Monday, June 8, 2020

Book Review : Dear Edward by Ann Napolitano


One summer morning, twelve-year-old Edward Adler, his beloved older brother, his parents, and 183 other passengers board a flight in Newark headed for Los Angeles. Among them are a Wall Street wunderkind, a young woman coming to terms with an unexpected pregnancy, an injured vet returning from Afghanistan, a septuagenarian business tycoon, and a free-spirited woman running away from her controlling husband. And then, tragically, the plane crashes. Edward is the sole survivor.

Edward's story captures the attention of the nation, but he struggles to find a place for himself in a world without his family. He continues to feel that a piece of him has been left in the sky, forever tied to the plane and all of his fellow passengers. But then he makes an unexpected discovery--one that will lead him to the answers of some of life's most profound questions: When you've lost everything, how do you find yourself? How do you discover your purpose? What does it mean not just to survive, but to truly live?


Edward is a young boy who is the only person to survive a plane crash that killed 191 other people on its way to Los Angeles, including all his family. The chapters in the book alternate between the time after the crash when he is living with his aunt and uncle and healing, along with the time on the plane before it crashes. You get to know several of the passengers and their backstories, some of which come into play later in the story, as well as the family that Edward loses.
His aunt and uncle take the traumatized child home after he spent time in the hospital healing physically, it is now their job to help him heal mentality, which proves not as easy. His aunt is overprotective with him, having been unable to have children of her own and his uncle becomes obsessed with the crash.

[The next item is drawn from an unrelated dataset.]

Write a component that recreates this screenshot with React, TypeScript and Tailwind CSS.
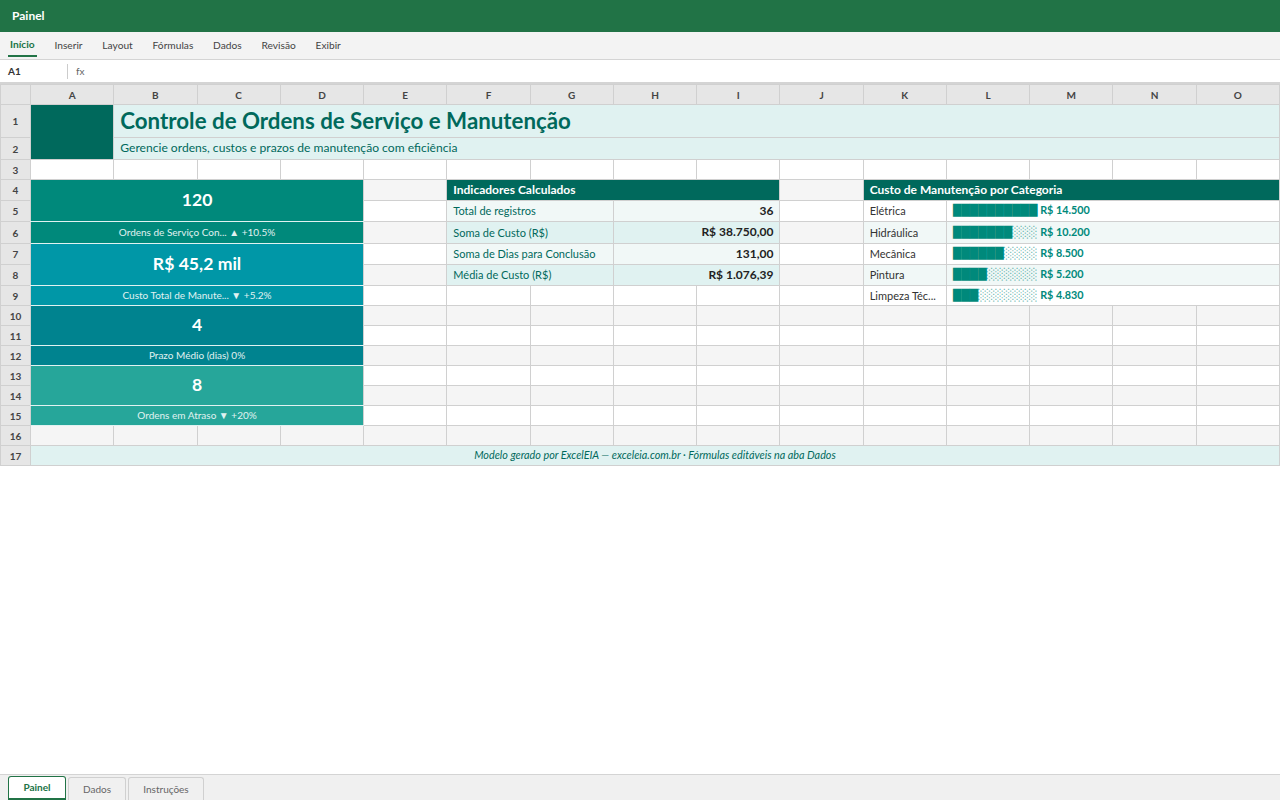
import React from 'react';

const cols = ['A', 'B', 'C', 'D', 'E', 'F', 'G', 'H', 'I', 'J', 'K', 'L', 'M', 'N', 'O'];
const menu = ['Início', 'Inserir', 'Layout', 'Fórmulas', 'Dados', 'Revisão', 'Exibir'];

const cellBase = 'border border-[#d0d0d0] p-0 leading-none';
const cellText = 'border border-[#d0d0d0] pt-0 pb-[1px] leading-none';

const RowHead = ({ n }: { n: number }) => (
  <td className={`${cellBase} bg-[#e6e6e6] text-center text-[10px] font-bold text-[#444]`}>{n}</td>
);

// empty cells, striped by row
const Blank = ({ row, span = 1 }: { row: number; span?: number }) => (
  <td colSpan={span} className={`${cellBase} ${row % 2 === 0 ? 'bg-[#f5f5f5]' : 'bg-white'}`} />
);

const Blanks = ({ row, from, to }: { row: number; from: number; to: number }) => (
  <>
    {cols.slice(from, to).map(c => (
      <Blank key={c} row={row} />
    ))}
  </>
);

const KpiValue = ({ value, color }: { value: string; color: string }) => (
  <td colSpan={4} rowSpan={2} className={`${cellText} border-b-[#e0f2f1] text-center text-[17.6px] font-bold text-white ${color}`}>
    {value}
  </td>
);

const KpiLabel = ({ label, color }: { label: string; color: string }) => (
  <td colSpan={4} className={`${cellText} border-b-[#e0f2f1] text-center text-[10px] text-[#e0f2f1] ${color}`}>
    {label}
  </td>
);

const IndLabel = ({ text, dark }: { text: string; dark?: boolean }) => (
  <td colSpan={2} className={`${cellText} px-[6px] text-[11px] whitespace-nowrap text-[#00695c] ${dark ? 'bg-[#e0f2f1]' : 'bg-[#f1f8f7]'}`}>{text}</td>
);

const IndValue = ({ text, dark }: { text: string; dark?: boolean }) => (
  <td colSpan={2} className={`${cellText} px-[6px] text-right text-[12px] font-bold text-[#222] ${dark ? 'bg-[#e0f2f1]' : 'bg-[#f1f8f7]'}`}>{text}</td>
);

const CatName = ({ text, alt }: { text: string; alt?: boolean }) => (
  <td className={`${cellText} px-[6px] text-[11px] whitespace-nowrap text-[#333] ${alt ? 'bg-[#f1f8f7]' : 'bg-white'}`}>{text}</td>
);

const CatBar = ({ filled, value, alt }: { filled: number; value: string; alt?: boolean }) => (
  <td colSpan={4} className={`${cellText} px-[6px] text-[10.8px] font-bold whitespace-nowrap text-[#00897b] ${alt ? 'bg-[#f1f8f7]' : 'bg-white'}`}>
    <span className="font-['DejaVu_Sans',sans-serif] text-[11px] font-normal [text-rendering:geometricPrecision]">
      {'█'.repeat(filled)}
      <span className="opacity-60">{'░'.repeat(10 - filled)}</span>
    </span>{' '}
    {value}
  </td>
);

export default function App() {
  return (
    <div className="flex h-[800px] w-[1280px] flex-col overflow-hidden bg-white font-['Lato',sans-serif]">
      <div className="flex h-8 shrink-0 items-center bg-[#217346] px-3 text-[12px] font-bold text-white">Painel</div>

      <div className="flex h-7 shrink-0 items-center gap-[19.8px] border-b border-[#d4d4d4] bg-[#f3f3f3] px-2 text-[10.2px] text-[#444]">
        {menu.map((m, i) =>
          i === 0 ? (
            <span key={m} className="-mr-[2px] border-b-2 border-[#217346] px-[2px] pt-[2.5px] pb-[3px] font-bold text-[#217346]">{m}</span>
          ) : (
            <span key={m}>{m}</span>
          )
        )}
      </div>

      <div className="flex h-6 shrink-0 items-center border-b-2 border-[#d4d4d4] bg-white px-2 text-[10px]">
        <span className="w-[59px] font-bold text-[#333]">A1</span>
        <span className="border-l border-[#ccc] pl-2 text-[#666]">fx</span>
      </div>

      <div className="flex-1">
        <table className="w-full table-fixed border-collapse">
          <colgroup>
            <col className="w-[30px]" />
            {cols.map(c => (
              <col key={c} />
            ))}
          </colgroup>
          <tbody>
            <tr className="h-[20px]">
              <td className={`${cellBase} bg-[#e6e6e6]`} />
              {cols.map(c => (
                <td key={c} className={`${cellBase} bg-[#e6e6e6] text-center text-[10px] font-bold text-[#444]`}>{c}</td>
              ))}
            </tr>
            <tr className="h-[33px]">
              <RowHead n={1} />
              <td rowSpan={2} className={`${cellBase} bg-[#00695c]`} />
              <td colSpan={14} className={`${cellBase} bg-[#e0f2f1] px-[6px] text-[22.3px] font-bold text-[#00695c]`}>Controle de Ordens de Serviço e Manutenção</td>
            </tr>
            <tr className="h-[22px]">
              <RowHead n={2} />
              <td colSpan={14} className={`${cellText} bg-[#e0f2f1] px-[6px] text-[12.1px] text-[#00695c]`}>Gerencie ordens, custos e prazos de manutenção com eficiência</td>
            </tr>
            <tr className="h-[20px]">
              <RowHead n={3} />
              <Blanks row={3} from={0} to={15} />
            </tr>
            <tr className="h-[21px]">
              <RowHead n={4} />
              <KpiValue value="120" color="bg-[#00897b]" />
              <Blank row={4} />
              <td colSpan={4} className={`${cellText} bg-[#00695c] px-[6px] text-[12px] font-bold text-white`}>Indicadores Calculados</td>
              <Blank row={4} />
              <td colSpan={5} className={`${cellText} bg-[#00695c] px-[6px] text-[12px] font-bold text-white`}>Custo de Manutenção por Categoria</td>
            </tr>
            <tr className="h-[21px]">
              <RowHead n={5} />
              <Blank row={5} />
              <IndLabel text="Total de registros" />
              <IndValue text="36" />
              <Blank row={5} />
              <CatName text="Elétrica" />
              <CatBar filled={10} value="R$ 14.500" />
            </tr>
            <tr className="h-[22px]">
              <RowHead n={6} />
              <KpiLabel label="Ordens de Serviço Con... ▲ +10.5%" color="bg-[#00897b]" />
              <Blank row={6} />
              <IndLabel text="Soma de Custo (R$)" dark />
              <IndValue text="R$ 38.750,00" dark />
              <Blank row={6} />
              <CatName text="Hidráulica" alt />
              <CatBar filled={7} value="R$ 10.200" alt />
            </tr>
            <tr className="h-[21px]">
              <RowHead n={7} />
              <KpiValue value="R$ 45,2 mil" color="bg-[#0097a7]" />
              <Blank row={7} />
              <IndLabel text="Soma de Dias para Conclusão" />
              <IndValue text="131,00" />
              <Blank row={7} />
              <CatName text="Mecânica" />
              <CatBar filled={6} value="R$ 8.500" />
            </tr>
            <tr className="h-[21px]">
              <RowHead n={8} />
              <Blank row={8} />
              <IndLabel text="Média de Custo (R$)" dark />
              <IndValue text="R$ 1.076,39" dark />
              <Blank row={8} />
              <CatName text="Pintura" alt />
              <CatBar filled={4} value="R$ 5.200" alt />
            </tr>
            <tr className="h-[20px]">
              <RowHead n={9} />
              <KpiLabel label="Custo Total de Manute... ▼ +5.2%" color="bg-[#0097a7]" />
              <Blanks row={9} from={4} to={10} />
              <CatName text="Limpeza Téc..." />
              <CatBar filled={3} value="R$ 4.830" />
            </tr>
            <tr className="h-[20px]">
              <RowHead n={10} />
              <KpiValue value="4" color="bg-[#00838f]" />
              <Blanks row={10} from={4} to={15} />
            </tr>
            <tr className="h-[20px]">
              <RowHead n={11} />
              <Blanks row={11} from={4} to={15} />
            </tr>
            <tr className="h-[20px]">
              <RowHead n={12} />
              <KpiLabel label="Prazo Médio (dias) 0%" color="bg-[#00838f]" />
              <Blanks row={12} from={4} to={15} />
            </tr>
            <tr className="h-[20px]">
              <RowHead n={13} />
              <KpiValue value="8" color="bg-[#26a69a]" />
              <Blanks row={13} from={4} to={15} />
            </tr>
            <tr className="h-[20px]">
              <RowHead n={14} />
              <Blanks row={14} from={4} to={15} />
            </tr>
            <tr className="h-[20px]">
              <RowHead n={15} />
              <KpiLabel label="Ordens em Atraso ▼ +20%" color="bg-[#26a69a]" />
              <Blanks row={15} from={4} to={15} />
            </tr>
            <tr className="h-[20px]">
              <RowHead n={16} />
              <Blanks row={16} from={0} to={15} />
            </tr>
            <tr className="h-[20px]">
              <RowHead n={17} />
              <td colSpan={15} className={`${cellBase} bg-[#e0f2f1] text-center text-[10.8px] text-[#00695c] italic`}>Modelo gerado por ExcelEIA — exceleia.com.br · Fórmulas editáveis na aba Dados</td>
            </tr>
          </tbody>
        </table>
      </div>

      <div className="flex h-[26px] shrink-0 items-end gap-[2px] border-t border-[#d4d4d4] bg-[#f0f0f0] px-2 text-[10px]">
        <span className="flex h-[24px] w-[58px] items-center justify-center rounded-t-[3px] border border-b-2 border-[#217346] bg-white font-bold text-[#217346]">Painel</span>
        <span className="flex h-[23px] w-[58px] items-center justify-center rounded-t-[3px] border border-b-0 border-[#d0d0d0] bg-[#f0f0f0] text-[#666]">Dados</span>
        <span className="flex h-[23px] w-[76px] items-center justify-center rounded-t-[3px] border border-b-0 border-[#d0d0d0] bg-[#f0f0f0] text-[#666]">Instruções</span>
      </div>
    </div>
  );
}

Edward clings to next-door neighbor Shay, he ends up sneaking out and staying the nights at her home instead of his. She is a major force in his healing and beyond.
The book takes us through years of Edward’s healing both mentally and physically. It is a struggle he confronts slowly over the years, often shutting completely down. The author does a great job of making the reader feel much of the emotions that Edward is feeling, and also the emotions of the people who live with him on a daily basis, who struggle in their own way dealing with him.
The world that Ann Napolitano creates is both mesmerizing and intense and you find yourself being pulled into to easily while flipping pages to find out what happens next. I especially found this true of the chapters that dealt with the actual crash.
It is a meaningful read, one that shows growth and courage, which the reader at times needs to pull themselves out of all the emotions they will feel while reading.